An Ontario Superior Court judge on Monday gave the green light to at least two lawsuits going ahead against Edward Lampert, his hedge fund and former directors of insolvent Sears Canada Inc.
The lawsuits, from the court-appointed monitor in Sears’s insolvency and a special litigation trustee, focus on a $509-million dividend the Toronto-based retailer paid to shareholders – including Mr. Lampert, his hedge fund and related firms – five years ago.
The monitor, FTI Consulting, argues Sears gave the nod to the 2013 dividend “through a materially deficient process that led to the diversion of significant liquidity to shareholders, largely benefiting insiders at the expense of creditors,” according to a document filed by the monitor. At the same time, Sears was proceeding “inevitably to an insolvent liquidation in which the substantial shortfalls to creditors are and should have been clear,” it says.
Mr. Lampert and his hedge fund were significant shareholders of Sears Canada at the time. By June, 2017, Sears got court protection from its creditors, owing them billions of dollars and putting about 16,000 employees out of work. In October of this year, U.S.-based Sears Holdings Corp., of which Mr. Lampert is chairman and former chief executive, got bankruptcy protection south of the border.
Now Sears Canada’s monitor and a litigation trustee are authorized to go after the $509-million from Mr. Lampert, his hedge fund, ESL Investments Inc., firms related to ESL and former Sears Canada directors, arguing the dividend crippled Sears’s ability to remain in business as a going concern while benefiting Mr.

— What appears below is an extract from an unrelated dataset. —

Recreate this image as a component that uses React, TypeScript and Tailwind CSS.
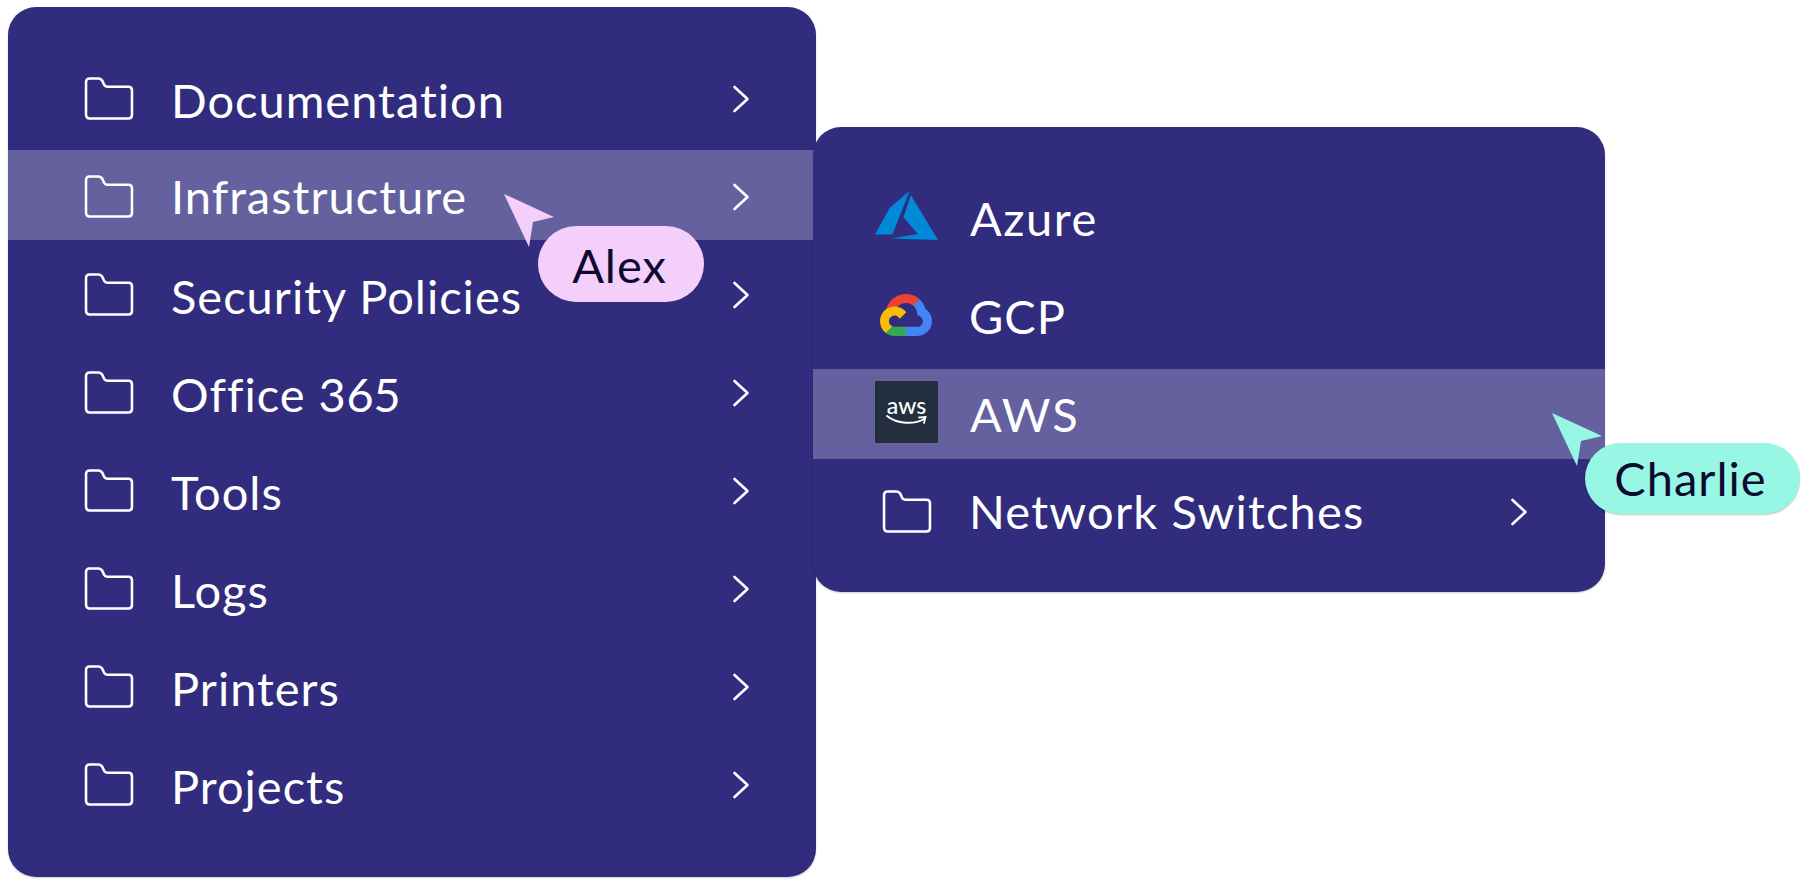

Lampert.
“It is the beginning of the war with Lampert,” Lou Brzezinski, a lawyer at Blaney McMurtry LLP, said in an interview after Monday’s hearing. He represents former Sears Hometown store operators, who have a separate class-action lawsuit against Mr. Lampert and his companies.
If the latest lawsuits are successful, the recovery of the dividend or part of it could help pay back Sears Canada unsecured creditors, including pensioners. They found out last week their representatives came to a tentative settlement with the monitor for an estimated $48-million for the retirees, whose pension has a $260-million wind-up deficit.
Over all, Sears Canada’s unsecured creditors can now expect to recover 7.4 cents on the dollar of their roughly $2-billion of claims, court documents suggest.
While Judge Glenn Hainey on Monday allowed the lawsuits to proceed, lawyers for Mr. Lampert and former directors said they would vigorously fight the claims. And they deny the allegations against them.
Mr. Lampert’s lawyers say after Sears Canada paid the $509-million dividend in late 2013, the retailer still had $513.8-million of cash remaining – an amount greater than its cash on hand after a $101-million dividend payment a year earlier that is not being challenged, filings say. And the ESL firms paid about US$168.5-million for an additional equity interest in Sears Canada in October, 2014, they say.
Andrew Hatnay, a lawyer at Koskie Minsky LLP who represents pensioners, said in an interview that other parties, including the pension administrator, are also considering launching lawsuits against Mr. Lampert and his companies and former directors.
Ken Eady, a Sears Canada retiree, said in an interview he’s pleased the court authorized the lawsuits to go ahead “but there’s still a long road ahead. These things take time.”